GH: I’m curious about your creative process and the role of partnerships. Can you tell us more about what supports you to be able to tell a captivating story?

YDO: To trust in my truth firstly, and to be okay with not knowing it all. To be okay with releasing what is not working in my approach of social engagement, and to be open to daily learning and evolving. Also, knowing my weaknesses and triggers is very important. This is what adaptive leadership is about and it allows me to better prepare and enter the storytelling platform in such a way – that who I am engaging with is able to tell their truth and talk on their lived experiences!

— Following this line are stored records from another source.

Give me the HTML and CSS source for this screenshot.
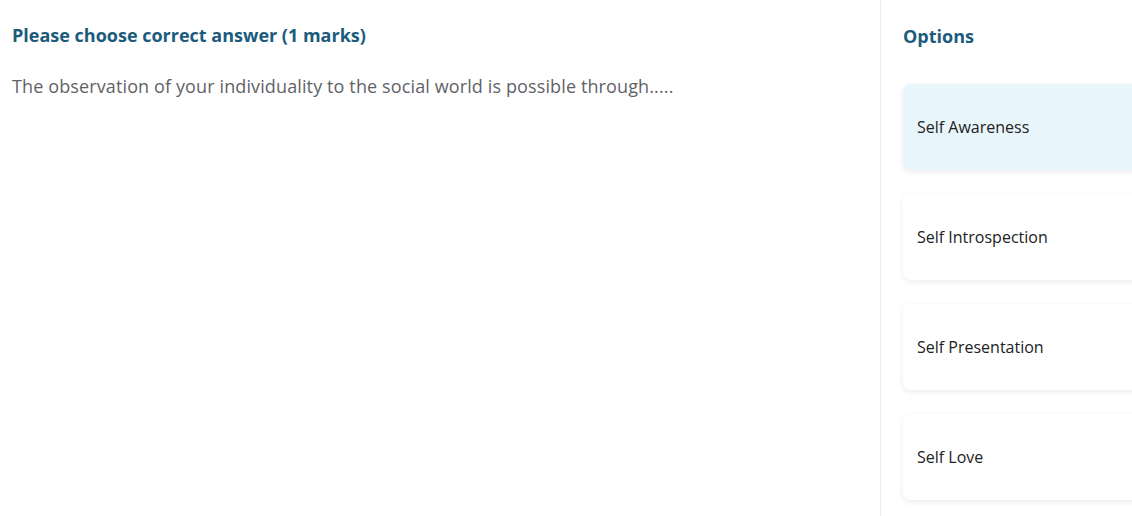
FILE: index.html
```html
<!DOCTYPE html>
<html lang="en">
    <head>
        <meta charset="UTF-8">
        <meta name="viewport" content="width=device-width, initial-scale=1.0">
        <title>Question</title>
        <link rel="stylesheet" href="styles.css">
    </head>
<body>
    <div class="page">
        <div class="question">
            <h3 class="question-title">Please choose correct answer (1 marks)</h3>
            <p class="question-text">The observation of your individuality to the social world is possible through.....</p>
        </div>
        <div class="options">
            <h3 class="options-title">Options</h3>
            <div class="option selected">Self Awareness</div>
            <div class="option">Self Introspection</div>
            <div class="option">Self Presentation</div>
            <div class="option">Self Love</div>
        </div>
    </div>
</body>
</html>
```
FILE: styles.css
```css
body {
    margin: 0;
    font-family: "Open Sans", Arial, sans-serif;
    background-color: #fff;
    overflow: hidden;
}
.page {
    display: flex;
    width: 1200px;
    height: 516px;
}
.question {
    width: 868px;
    padding: 0 0 0 12px;
    border-right: 1px solid #ececec;
}
.question-title {
    margin: 23px 0 0;
    font-size: 18px;
    line-height: 24px;
    font-weight: 700;
    color: #1b5b7c;
}
.question-text {
    margin: 27px 0 0;
    font-size: 18px;
    line-height: 24px;
    letter-spacing: 0.12px;
    color: #5f6368;
}
/* right column */
.options {
    flex: 1;
    padding: 0 0 0 22px;
}
.options-title {
    margin: 24px 0 36px;
    font-size: 18px;
    line-height: 24px;
    font-weight: 700;
    color: #1b5b7c;
}
.option {
    height: 86px;
    display: flex;
    align-items: center;
    padding-left: 14px;
    margin-bottom: 24px;
    border-radius: 8px;
    background-color: #fff;
    box-shadow: 0 2px 6px rgba(0, 0, 0, 0.08);
    font-size: 16px;
    color: #222;
}
.option.selected {
    background-color: #e8f5fb;
}
```
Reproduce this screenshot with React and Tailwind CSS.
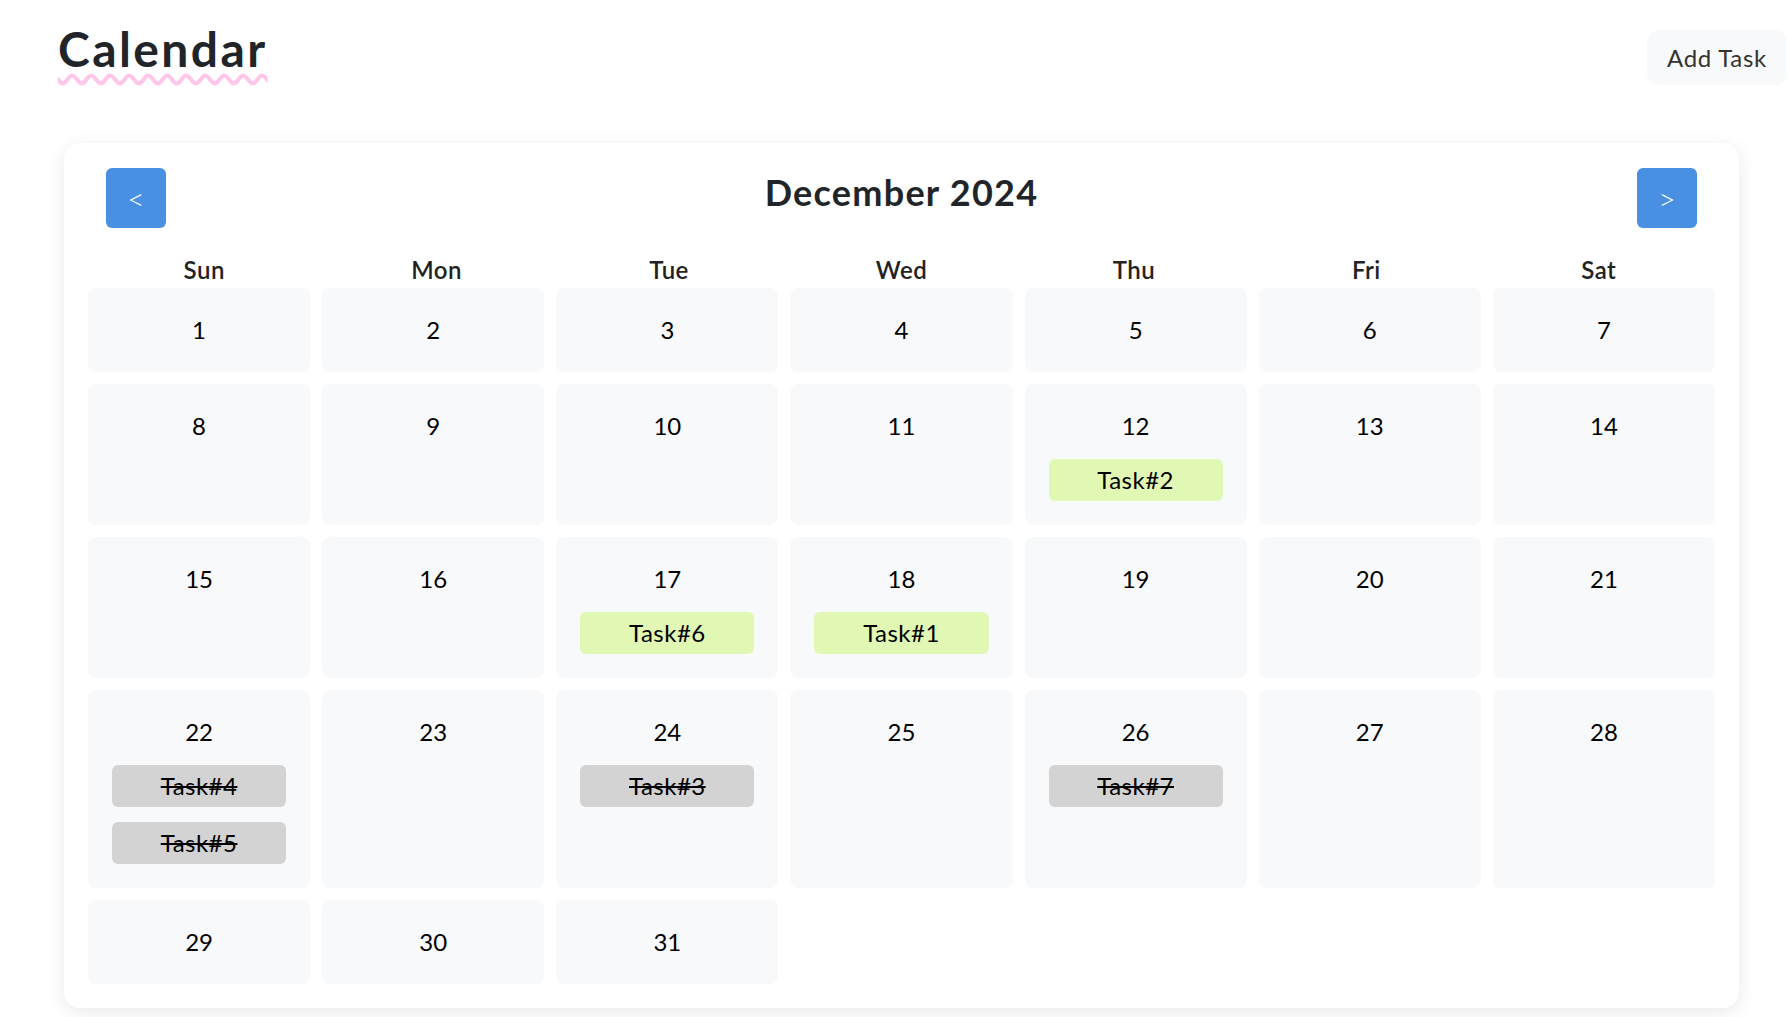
import React from "react";

const tasks = {
  12: [{ name: "Task#2", done: false }],
  17: [{ name: "Task#6", done: false }],
  18: [{ name: "Task#1", done: false }],
  22: [
    { name: "Task#4", done: true },
    { name: "Task#5", done: true },
  ],
  24: [{ name: "Task#3", done: true }],
  26: [{ name: "Task#7", done: true }],
};

const weekDays = ["Sun", "Mon", "Tue", "Wed", "Thu", "Fri", "Sat"];

const DayCell = ({ day }) => {
  const list = tasks[day] || [];
  return (
    <div className="bg-[#f8f9fa] rounded-[8px] px-[24px] pt-[24px] pb-[24px] text-center">
      <div className="text-[24px] leading-[36px] text-black">{day}</div>
      {list.map((t) => (
        <div
          key={t.name}
          className={
            t.done
              ? "mt-[15px] h-[42px] flex items-center justify-center rounded-[6px] bg-[#d3d3d3] text-[24px] tracking-[0.02em] text-black line-through"
              : "mt-[15px] h-[42px] flex items-center justify-center rounded-[6px] bg-[#e0f8b4] text-[24px] tracking-[0.02em] text-black"
          }
        >
          {t.name}
        </div>
      ))}
    </div>
  );
};

const App = () => {
  const days = Array.from({ length: 31 }, (_, i) => i + 1);

  return (
    <div
      className="min-h-screen bg-white pb-[9px]"
      style={{ fontFamily: "Lato, 'Open Sans', sans-serif" }}
    >
      {/* top header */}
      <div className="flex flex-row items-start justify-between pt-[25px] pl-[58px] pr-[1px]">
        <h1 className="text-[48px] leading-none font-bold tracking-[0.05em] text-[#212529] underline decoration-wavy decoration-[#ffc6ea] decoration-[4px] underline-offset-[7px]">
          Calendar
        </h1>
        <button className="mt-[5px] h-[55px] px-[20px] rounded-[12px] bg-[#f8f9fa] text-[24px] tracking-[0.03em] text-[#333333]">
          Add Task
        </button>
      </div>

      {/* calendar card */}
      <div className="mt-[58px] ml-[64px] w-[1675px] bg-white rounded-[16px] shadow-[0_4px_18px_rgba(0,0,0,0.09)] px-[24px] pt-[25px] pb-[24px]">
        <div className="flex flex-row items-center justify-between px-[18px] mb-[24px]">
          <button className="w-[60px] h-[60px] rounded-[6px] bg-[#4a90e2] text-white text-[30px] font-light leading-none">
            {"<"}
          </button>
          <h2 className="text-[36px] font-bold tracking-[0.035em] text-[#212529] leading-[44px] mb-[12px]">
            December 2024
          </h2>
          <button className="w-[60px] h-[60px] rounded-[6px] bg-[#4a90e2] text-white text-[30px] font-light leading-none">
            {">"}
          </button>
        </div>

        <div className="grid grid-cols-7 text-center">
          {weekDays.map((d) => (
            <div
              key={d}
              className="text-[24px] leading-[36px] font-semibold tracking-[0.02em] text-[#222222]"
            >
              {d}
            </div>
          ))}
        </div>

        <div className="grid grid-cols-7 gap-[12px]">
          {days.map((d) => (
            <DayCell key={d} day={d} />
          ))}
        </div>
      </div>
    </div>
  );
};

export default App;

That’s not to say I will agree with everything they share, but I have in all authenticity created a space where we can have human dialogue.  And it is my hope each time we are able to engage in dialogue we can collectively evolve internally and externally to create better understandings of what our next actions should be around the issues and challenges that confront us.


“Biking While Black” was recently awarded the Best Bicycle Film at the Better Cities Film Festival in Detroit and will be screened at the CalBike Summit in Oakland on April 6. “Biking While Black” is a powerful reminder that truly inclusive planning is grounded in racial justice.

Thank you to Yolanda Davis-Overstreet and all the interviewees and partners that made this project possible.